<<<<
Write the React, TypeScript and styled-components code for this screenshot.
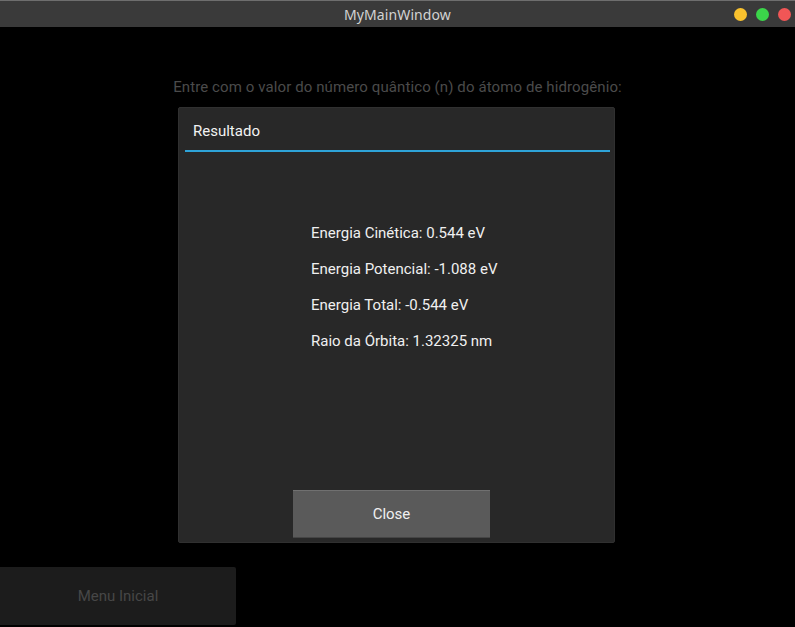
import React from "react";
import styled, { createGlobalStyle } from "styled-components";

const GlobalStyle = createGlobalStyle`
  html, body { margin: 0; padding: 0; background: #000; }
  body { overflow: hidden; }
`;

const Window = styled.div`
  width: 795px;
  height: 627px;
  display: flex;
  flex-direction: column;
  background: #000;
  font-family: Roboto, "Liberation Sans", sans-serif;
`;

const TitleBar = styled.div`
  height: 27px;
  flex: none;
  box-sizing: border-box;
  border-top: 1px solid #6e6e6e;
  background: #3a3a3a;
  display: grid;
  grid-template-columns: 1fr auto 1fr;
  align-items: center;
`;

const Title = styled.div`
  grid-column: 2;
  font-family: "Noto Sans", "DejaVu Sans", sans-serif;
  font-size: 14px;
  color: #d2d2d2;
  letter-spacing: 0.1px;
`;

const Lights = styled.div`
  grid-column: 3;
  justify-self: end;
  display: flex;
  gap: 9px;
  padding-right: 4px;
`;

const Light = styled.span<{ $c: string }>`
  width: 13px;
  height: 13px;
  border-radius: 50%;
  background: ${(p) => p.$c};
`;

const Main = styled.div`
  flex: 1;
  position: relative;
  display: flex;
  flex-direction: column;
  align-items: center;
`;

const Prompt = styled.div`
  margin-top: 51px;
  font-size: 15px;
  line-height: 18px;
  letter-spacing: 0.1px;
  color: #4b4b4b;
`;

const MenuButton = styled.div`
  align-self: flex-start;
  margin-top: auto;
  margin-bottom: 2px;
  width: 236px;
  height: 58px;
  background: #1c1c1c;
  border-radius: 0 2px 2px 0;
  display: flex;
  align-items: center;
  justify-content: center;
  color: #474747;
  font-size: 15px;
`;

const Popup = styled.div`
  position: absolute;
  left: 178px;
  top: 80px;
  width: 437px;
  height: 436px;
  box-sizing: border-box;
  background: #282828;
  border: 1px solid #303030;
  border-radius: 2px;
  display: flex;
  flex-direction: column;
  padding: 0 4px 4px 6px;
`;

const PopupTitle = styled.div`
  height: 42px;
  display: flex;
  align-items: center;
  padding-left: 8px;
  padding-top: 3px;
  box-sizing: border-box;
  color: #f2f2f2;
  font-size: 15px;
`;

const Divider = styled.div`
  height: 2px;
  background: #2ea3d8;
`;

const Body = styled.div`
  flex: 1;
  display: flex;
  flex-direction: column;
  gap: 18px;
  padding-top: 72px;
  padding-left: 126px;
`;

const Line = styled.div`
  font-size: 15px;
  line-height: 18px;
  color: #f0f0f0;
`;

const CloseButton = styled.div`
  align-self: flex-start;
  margin-left: 108px;
  width: 197px;
  height: 48px;
  box-sizing: border-box;
  background: #5a5a5a;
  border-top: 1px solid #707070;
  border-bottom: 1px solid #454545;
  display: flex;
  align-items: center;
  justify-content: center;
  color: #f0f0f0;
  font-size: 15px;
`;

export default function App() {
  return (
    <>
      <GlobalStyle />
      <Window>
        <TitleBar>
          <Title>MyMainWindow</Title>
          <Lights>
            <Light $c="#f9c22e" />
            <Light $c="#3bd64a" />
            <Light $c="#f15656" />
          </Lights>
        </TitleBar>
        <Main>
          <Prompt>Entre com o valor do número quântico (n) do átomo de hidrogênio:</Prompt>
          <MenuButton>Menu Inicial</MenuButton>
          <Popup>
            <PopupTitle>Resultado</PopupTitle>
            <Divider />
            <Body>
              <Line>Energia Cinética: 0.544 eV</Line>
              <Line>Energia Potencial: -1.088 eV</Line>
              <Line>Energia Total: -0.544 eV</Line>
              <Line>Raio da Órbita: 1.32325 nm</Line>
            </Body>
            <CloseButton>Close</CloseButton>
          </Popup>
        </Main>
      </Window>
    </>
  );
}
>>>>
WHAT THIS TASK INVOLVES
Repeat the listing in full and exactly. Leave any pictures out.

EXPECTED ANSWER
Write the React, TypeScript and styled-components code for this screenshot.
import React from "react";
import styled, { createGlobalStyle } from "styled-components";

const GlobalStyle = createGlobalStyle`
  html, body { margin: 0; padding: 0; background: #000; }
  body { overflow: hidden; }
`;

const Window = styled.div`
  width: 795px;
  height: 627px;
  display: flex;
  flex-direction: column;
  background: #000;
  font-family: Roboto, "Liberation Sans", sans-serif;
`;

const TitleBar = styled.div`
  height: 27px;
  flex: none;
  box-sizing: border-box;
  border-top: 1px solid #6e6e6e;
  background: #3a3a3a;
  display: grid;
  grid-template-columns: 1fr auto 1fr;
  align-items: center;
`;

const Title = styled.div`
  grid-column: 2;
  font-family: "Noto Sans", "DejaVu Sans", sans-serif;
  font-size: 14px;
  color: #d2d2d2;
  letter-spacing: 0.1px;
`;

const Lights = styled.div`
  grid-column: 3;
  justify-self: end;
  display: flex;
  gap: 9px;
  padding-right: 4px;
`;

const Light = styled.span<{ $c: string }>`
  width: 13px;
  height: 13px;
  border-radius: 50%;
  background: ${(p) => p.$c};
`;

const Main = styled.div`
  flex: 1;
  position: relative;
  display: flex;
  flex-direction: column;
  align-items: center;
`;

const Prompt = styled.div`
  margin-top: 51px;
  font-size: 15px;
  line-height: 18px;
  letter-spacing: 0.1px;
  color: #4b4b4b;
`;

const MenuButton = styled.div`
  align-self: flex-start;
  margin-top: auto;
  margin-bottom: 2px;
  width: 236px;
  height: 58px;
  background: #1c1c1c;
  border-radius: 0 2px 2px 0;
  display: flex;
  align-items: center;
  justify-content: center;
  color: #474747;
  font-size: 15px;
`;

const Popup = styled.div`
  position: absolute;
  left: 178px;
  top: 80px;
  width: 437px;
  height: 436px;
  box-sizing: border-box;
  background: #282828;
  border: 1px solid #303030;
  border-radius: 2px;
  display: flex;
  flex-direction: column;
  padding: 0 4px 4px 6px;
`;

const PopupTitle = styled.div`
  height: 42px;
  display: flex;
  align-items: center;
  padding-left: 8px;
  padding-top: 3px;
  box-sizing: border-box;
  color: #f2f2f2;
  font-size: 15px;
`;

const Divider = styled.div`
  height: 2px;
  background: #2ea3d8;
`;

const Body = styled.div`
  flex: 1;
  display: flex;
  flex-direction: column;
  gap: 18px;
  padding-top: 72px;
  padding-left: 126px;
`;

const Line = styled.div`
  font-size: 15px;
  line-height: 18px;
  color: #f0f0f0;
`;

const CloseButton = styled.div`
  align-self: flex-start;
  margin-left: 108px;
  width: 197px;
  height: 48px;
  box-sizing: border-box;
  background: #5a5a5a;
  border-top: 1px solid #707070;
  border-bottom: 1px solid #454545;
  display: flex;
  align-items: center;
  justify-content: center;
  color: #f0f0f0;
  font-size: 15px;
`;

export default function App() {
  return (
    <>
      <GlobalStyle />
      <Window>
        <TitleBar>
          <Title>MyMainWindow</Title>
          <Lights>
            <Light $c="#f9c22e" />
            <Light $c="#3bd64a" />
            <Light $c="#f15656" />
          </Lights>
        </TitleBar>
        <Main>
          <Prompt>Entre com o valor do número quântico (n) do átomo de hidrogênio:</Prompt>
          <MenuButton>Menu Inicial</MenuButton>
          <Popup>
            <PopupTitle>Resultado</PopupTitle>
            <Divider />
            <Body>
              <Line>Energia Cinética: 0.544 eV</Line>
              <Line>Energia Potencial: -1.088 eV</Line>
              <Line>Energia Total: -0.544 eV</Line>
              <Line>Raio da Órbita: 1.32325 nm</Line>
            </Body>
            <CloseButton>Close</CloseButton>
          </Popup>
        </Main>
      </Window>
    </>
  );
}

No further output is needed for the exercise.